Poked insistently, relentlessly.

Why young boys do this at almost every possibly opportunity is a mystery. Why we did it eludes me. Boys often do stupid things for no apparent good reason. Or any reason, at all. Just ’cause.

Nothing happened momentarily, but at about our 10th poke, the yellow jacket forbearance ended. They arose from Black Bart’s Saloon as a single-minded force of 1,000, put 2 and 2 together and recognized the provocateurs.

  Being two years older than Stevie’s 5, I yelled “Run!”

  And we fled briskly.

  For some reason that I could not divulge at the time – mostly because there was no reason – I executed a tight left turn after 30 or so steps and bolted for the adjacent corn field. Stevie flew onward with a banshee scream.

   The yellow jackets did not follow me. They had Stevie locked in their little yellow jacket radar. And they bore down on him with righteous fury.
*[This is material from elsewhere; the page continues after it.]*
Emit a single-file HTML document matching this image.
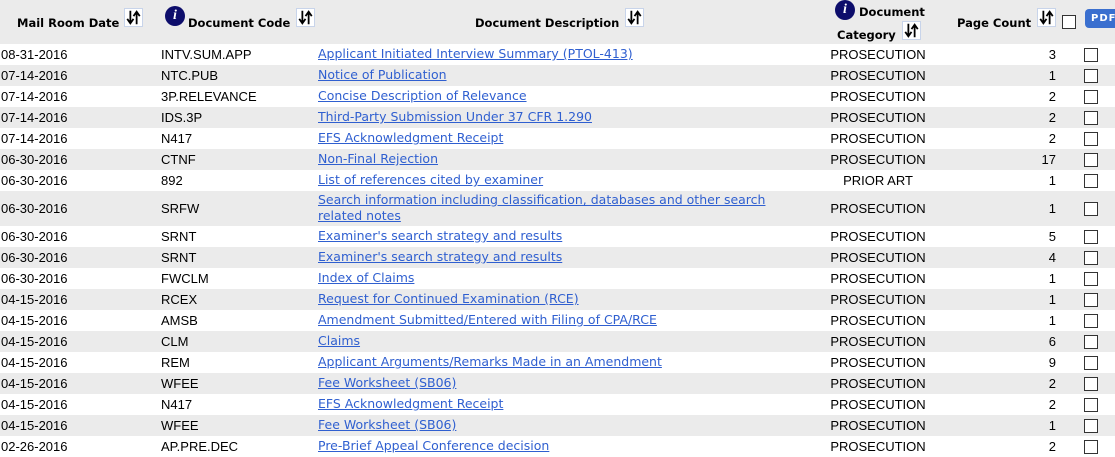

   When Stevie reached the house, he looked like he’d wrestled a hostile cactus and lost. He was punctured in places he didn’t know he had. He was feverish for hours, but survived.

   As it turns out, my detour into the cornfields is what yellow jacket experts suggest is the very best thing to do. The little evil buggers become confused and unfocused when faced with corn stalks and sort of give up.

   There are many lasting lessons a family might derive from such events. Because these events take on the historic role of Nordic sagas in some families, the lessons they contain are equally eternal. In this case, it could have been, “David didn’t save his little brother when he could have." That might have been one.

   Or, don’t poke at small, virulent bipolar flying insects.

  But the family reached an altogether different determination.

   Thereafter and forevermore, I was labeled the “smart one” for my move that day. Stevie was just as forever labeled the one “who needed to make smarter decisions.” Go figure. It was another permanently bound volume of the family Britannica, and the narrative hardly ever varied at its retelling.

 Stevie is gone now. When a man's younger brother dies first, it leaves an odd hole in the universe. We grew ever further apart. I fear it's a tear I can no longer mend by being his older brother.

  But where ever Stevie is now far beyond this world, I can offer only the advice I should have given 50 years ago had I been a better brother.

  Run real fast, little Stevie, and look for a corn field.

 And if you get there first, save a place for me.